**TO DO**
Below is a listing; write it out exactly and drop any images from it.

-- start --

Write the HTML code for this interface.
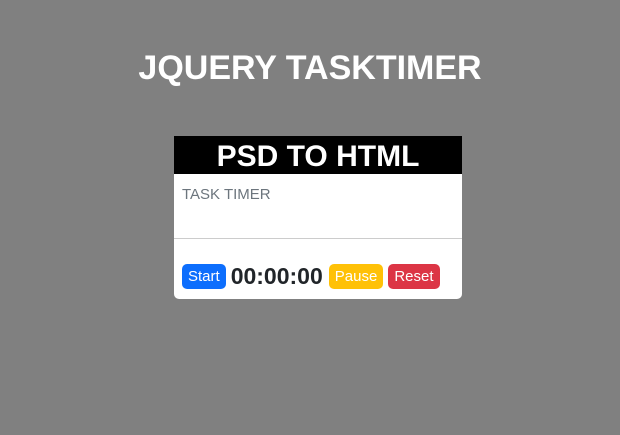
<!DOCTYPE html>
<html><head><style>
body{margin:0;width:620px;height:435px;background:#808080;font-family:"Liberation Sans",sans-serif;position:relative;overflow:hidden}
h1{position:absolute;top:46px;left:0;width:620px;text-align:center;margin:0;color:#fff;font-size:34px;font-weight:bold;line-height:44px}
.card{position:absolute;left:174px;top:136px;width:288px;height:163px;background:#fff;border-radius:0 0 5px 5px}
.hd{height:38px;background:#000;color:#fff;text-align:center;font-size:30px;font-weight:bold;line-height:42px}
.lbl{position:absolute;left:8px;top:50px;color:#6c757d;font-size:15px}
.hr{position:absolute;left:0;right:0;top:102px;border-top:1px solid #ccc}
.row{position:absolute;left:8px;top:127px;display:flex;align-items:center}
.b{color:#fff;font-size:15px;height:25px;line-height:25px;padding:0 6px;border-radius:5px;margin-right:5px}
.t{font-size:23px;font-weight:bold;color:#212529;margin-right:6px;margin-left:0}
</style></head><body>
<h1>JQUERY TASKTIMER</h1>
<div class="card">
<div class="hd">PSD TO HTML</div>
<div class="lbl">TASK TIMER</div>
<div class="hr"></div>
<div class="row"><span class="b" style="background:#0d6efd">Start</span><span class="t">00:00:00</span><span class="b" style="background:#ffc107">Pause</span><span class="b" style="background:#dc3545">Reset</span></div>
</div>
</body></html>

-- end --

**EXERCISE OUTPUT**
Write the HTML code for this interface.
<!DOCTYPE html>
<html><head><style>
body{margin:0;width:620px;height:435px;background:#808080;font-family:"Liberation Sans",sans-serif;position:relative;overflow:hidden}
h1{position:absolute;top:46px;left:0;width:620px;text-align:center;margin:0;color:#fff;font-size:34px;font-weight:bold;line-height:44px}
.card{position:absolute;left:174px;top:136px;width:288px;height:163px;background:#fff;border-radius:0 0 5px 5px}
.hd{height:38px;background:#000;color:#fff;text-align:center;font-size:30px;font-weight:bold;line-height:42px}
.lbl{position:absolute;left:8px;top:50px;color:#6c757d;font-size:15px}
.hr{position:absolute;left:0;right:0;top:102px;border-top:1px solid #ccc}
.row{position:absolute;left:8px;top:127px;display:flex;align-items:center}
.b{color:#fff;font-size:15px;height:25px;line-height:25px;padding:0 6px;border-radius:5px;margin-right:5px}
.t{font-size:23px;font-weight:bold;color:#212529;margin-right:6px;margin-left:0}
</style></head><body>
<h1>JQUERY TASKTIMER</h1>
<div class="card">
<div class="hd">PSD TO HTML</div>
<div class="lbl">TASK TIMER</div>
<div class="hr"></div>
<div class="row"><span class="b" style="background:#0d6efd">Start</span><span class="t">00:00:00</span><span class="b" style="background:#ffc107">Pause</span><span class="b" style="background:#dc3545">Reset</span></div>
</div>
</body></html>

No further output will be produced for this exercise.